Qantas shares have dived to an all-time low after the airline announced it expected full-year profit before tax to fall as much as 90% due to losses in its international business.
Qantas Group says it expects to post underlying profit before tax of between $A50 million and $A100 million for the 2011-12 financial year.
Last financial year, Qantas posted a profit of $A552 million, the ABC reported. Analysts had expected the airline to make $A285 million this year.
At 4.30pm on Tuesday, its share price was down 18.6% at $A1.55.
The airline blamed a downturn in international business conditions as the eurozone's debt problems and the high Australian dollar weakened travel markets in the United Kingdom and Europe, and said it was facing a record fuel bill.
Out of red by 2014, says chief executive
In a statement on Tuesday, Qantas chief executive Alan Joyce says the international business is expected to return to profit by 2014.
"We have taken decisive action to mitigate losses in Qantas International by withdrawing from loss-making routes, reducing capital investment and transforming Qantas engineering."
Former Qantas chief economist Tony Webber, who is now an Associate Professor at the University of Sydney, told the ABC that was the worst result he could remember for the airline.
"I've never seen a deterioration in Qantas International profitability that big as far as I'm aware. That's quite an astonishing loss.

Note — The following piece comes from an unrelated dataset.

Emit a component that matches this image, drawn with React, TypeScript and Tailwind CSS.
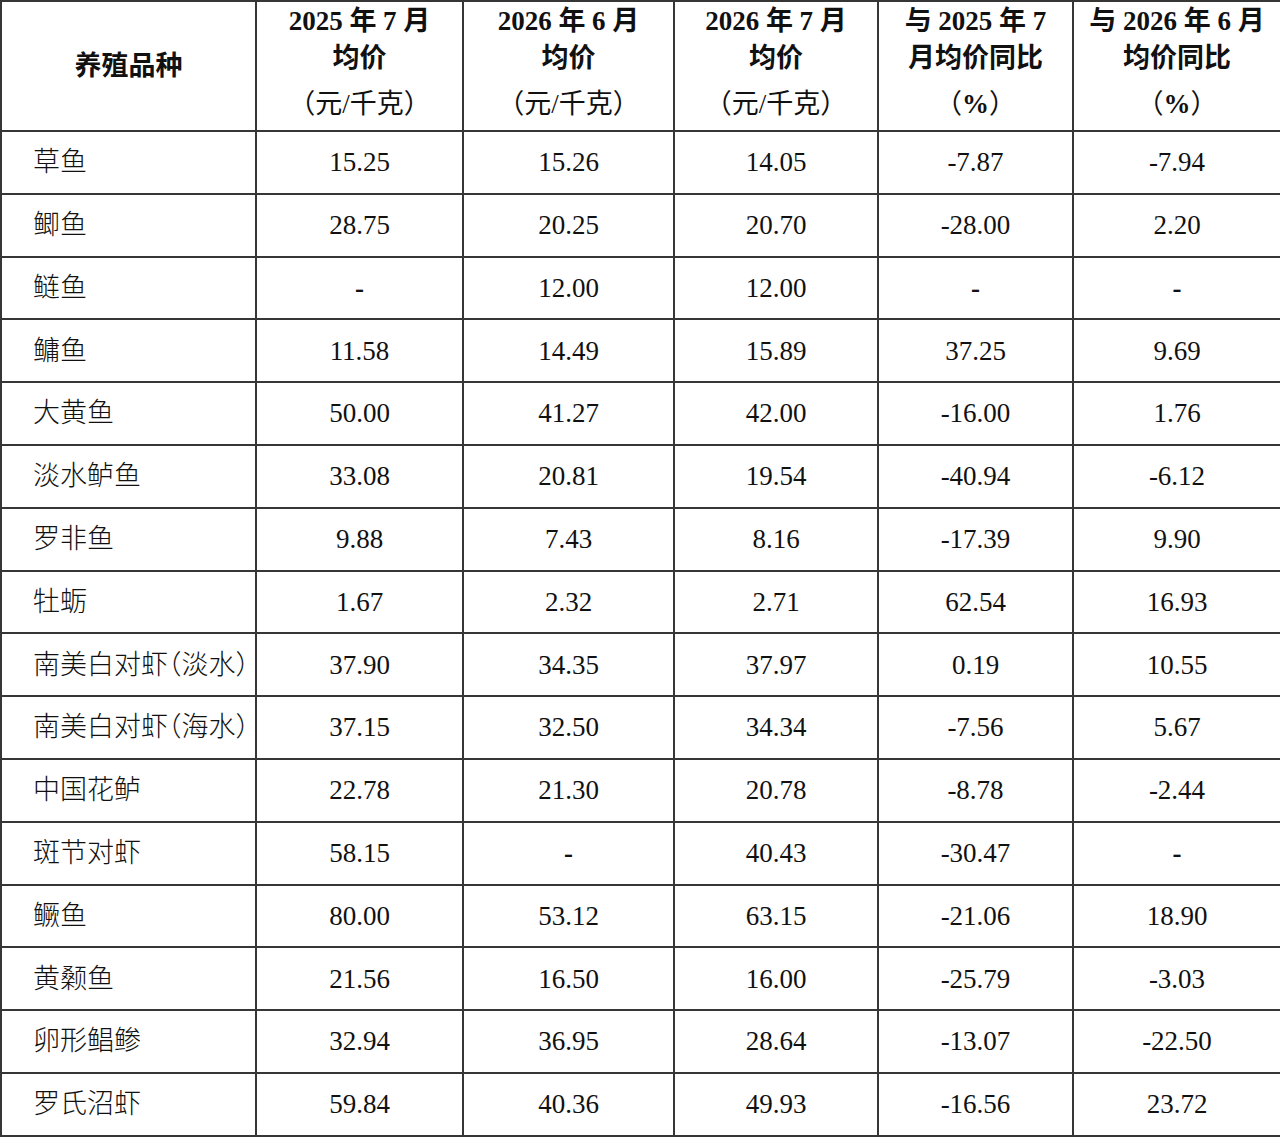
import React from 'react';

type Row = [string, string, string, string, string, string];

const rows: Row[] = [
  ['草鱼', '15.25', '15.26', '14.05', '-7.87', '-7.94'],
  ['鲫鱼', '28.75', '20.25', '20.70', '-28.00', '2.20'],
  ['鲢鱼', '-', '12.00', '12.00', '-', '-'],
  ['鳙鱼', '11.58', '14.49', '15.89', '37.25', '9.69'],
  ['大黄鱼', '50.00', '41.27', '42.00', '-16.00', '1.76'],
  ['淡水鲈鱼', '33.08', '20.81', '19.54', '-40.94', '-6.12'],
  ['罗非鱼', '9.88', '7.43', '8.16', '-17.39', '9.90'],
  ['牡蛎', '1.67', '2.32', '2.71', '62.54', '16.93'],
  ['南美白对虾（淡水）', '37.90', '34.35', '37.97', '0.19', '10.55'],
  ['南美白对虾（海水）', '37.15', '32.50', '34.34', '-7.56', '5.67'],
  ['中国花鲈', '22.78', '21.30', '20.78', '-8.78', '-2.44'],
  ['斑节对虾', '58.15', '-', '40.43', '-30.47', '-'],
  ['鳜鱼', '80.00', '53.12', '63.15', '-21.06', '18.90'],
  ['黄颡鱼', '21.56', '16.50', '16.00', '-25.79', '-3.03'],
  ['卵形鲳鲹', '32.94', '36.95', '28.64', '-13.07', '-22.50'],
  ['罗氏沼虾', '59.84', '40.36', '49.93', '-16.56', '23.72'],
];

const cell = 'border-r-2 border-b-2 border-[#363636]';

const HeaderCell: React.FC<{ l1: string; l2: string; unit: React.ReactNode }> = ({ l1, l2, unit }) => (
  <div className={`${cell} flex flex-col items-center pt-[1px] text-center`}>
    <div className="font-bold leading-[37px]">{l1}</div>
    <div className="font-bold leading-[37px]">{l2}</div>
    <div className="mt-[9px] leading-[37px]">{unit}</div>
  </div>
);

export default function App() {
  return (
    <div
      className="w-[1280px] bg-white text-[27px] text-[#111]"
      style={{ fontFamily: '"Liberation Serif", "Noto Sans CJK SC", serif' }}
    >
      <div className="grid grid-cols-[255px_207px_211px_204px_195px_208px] border-l-2 border-t-2 border-[#363636]">
        <div className={`${cell} flex h-[130px] items-center justify-center font-bold`}>养殖品种</div>
        <HeaderCell l1="2025 年 7 月" l2="均价" unit="（元/千克）" />
        <HeaderCell l1="2026 年 6 月" l2="均价" unit="（元/千克）" />
        <HeaderCell l1="2026 年 7 月" l2="均价" unit="（元/千克）" />
        <HeaderCell l1="与 2025 年 7" l2="月均价同比" unit={<>（<span className="font-bold">%</span>）</>} />
        <HeaderCell l1="与 2026 年 6 月" l2="均价同比" unit={<>（<span className="font-bold">%</span>）</>} />

        {rows.map((r, i) => (
          <React.Fragment key={i}>
            <div
              className={`${cell} flex h-[62.8px] items-center whitespace-nowrap pl-[31px] font-light [font-feature-settings:'halt']`}
            >
              {r[0]}
            </div>
            {r.slice(1).map((v, j) => (
              <div key={j} className={`${cell} flex h-[62.8px] items-center justify-center ${v === '-' ? 'font-bold' : ''}`}>
                {v}
              </div>
            ))}
          </React.Fragment>
        ))}
      </div>
    </div>
  );
}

"It somehow has to stem the excess supply of seats in the market, and it has to have a better policy, or better strategy in place, for higher oil prices."
Fat Prophets analyst Greg Fraser says the entire industry is facing the same problems of rising fuel prices.
"The real big factor for Qantas this year has been a near 21 percent increase in their fuel bill to $4.4 billion. The proportion of fuel to their total expenses is - like all airlines - rising and rising".